Les actions de la CNAM : SOPHIA en premier lieu.
La loi a donc autorisé la CNAM à se lancer dans des actions de santé publique et, sur la base du modèle anglo-saxon, de « disease management », le programme SOPHIA a été lancé. On ne reviendra pas sur les buts et méthodes de ce programme d’accompagnement bien connu, et qui peut concerner maintenant l’ensemble des diabétiques en France qui acceptent de s’y associer. Le débat avec la salle a beaucoup tourné autour de la généralisation du programme à tous les diabétiques alors que la phase pilote ne semblait pas encore suffisamment analysée et jugée favorable pour étendre le programme à tous. Il semblait surprenant pour certains dans l’auditoire que l’on exige tant d’évaluation pour des actions menées, comme celles des « Réseaux Diabète », alors que la CNAM étendait déjà cette action SOPHIA sur la base d’assez peu de résultats tangibles, selon l’auditoire du moins. Certes, il existe des données favorables du programme SOPHIA mais ils semblent aux yeux de beaucoup comme encore bien modestes.
Des regrets et frustration chez les diabétologues.
D’autres actions de la CNAM sont en projet, en particulier pour accompagner la mise à l’insuline des diabétiques de type 2 à domicile par des médecins généralistes et des infirmiers libéraux. Pour ce projet, comme pour SOPHIA, les diabétologues ont rappelé l’absence de tout rôle clairement défini pour leur spécialité dans le parcours de soin des diabétiques, qui décrit pourtant celui du médecin traitant, des paramédicaux et autres acteurs de santé. On ne peut que partager leurs interrogations. Les représentants de la CNAM-TS présents ont rappelé que la définition du rôle du diabétologue dans le parcours de soins ne relève pas de leurs attributions, mais que, dans l’hypothèse où ce rôle serait défini, ils mettraient en œuvre tout moyen pour faire appliquer la règle.
Des données de grandes études et de nombreux papiers attendus.
Aujourd’hui, selon le Dr Anne Fagot de la CNAM-TS, les données dont dispose cet organisme sont considérables, et pas moins de 300 articles seraient en cours de rédaction et de très nombreuses collaborations déjà entreprises avec divers chercheurs cliniciens indépendants de la CNAM-TS. On a pu ainsi bénéficier de la communication du bilan de l’activité de la chirurgie bariatrique en France pour l’année 2 011. Les chiffres sont impressionnants. Plus de 30 000 gestes, contre 15 000 en 2006, avec une moindre proportion de mise en place d’anneaux gastriques (< 25 % des actes), plus de by-pass et une montée en puissance rapide des « sleeve gastrectomies » (75 % des gestes en 2 011 soit + 65 % d’augmentation sur l’année). Nous consacrons un article propre à ces données dans ce numéro (page 3). Il a aussi été rapporté une étude depuis peu publiée (2) quant au risque de cancer sous glargine (Lantus), comparé à celui constaté sous d’autres schémas d’insuline basale, et qui rassure pleinement à propos de cet analogue de l’insuline, sujet qui avait tant inquiété depuis quelques années.

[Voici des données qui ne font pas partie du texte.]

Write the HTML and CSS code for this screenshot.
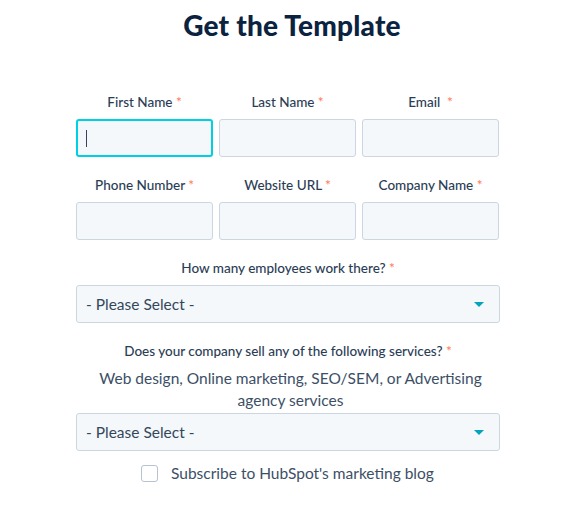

On voit ainsi que, maintenant, notre pays est en mesure de réaliser des études d’envergure à l’instar d’autres grands pays. En somme, une session passionnante et prometteuse quant à l’avenir des contributions de la CNAM-TS et d’autres interventions dans les prochains congrès de notre société savante.
(1) loi n° 2004-71 du 2 août 2004
(2) Fagot JP, Blotière PO, Ricordeau P, Weill A, Alla F, Allemand H. Does insulin glargine increase the risk of cancer compared with other basal insulins ? : A French nationwide cohort study based on national administrative databases. Diabetes Care. 2 013 Feb ; 36 (2) : 294-301.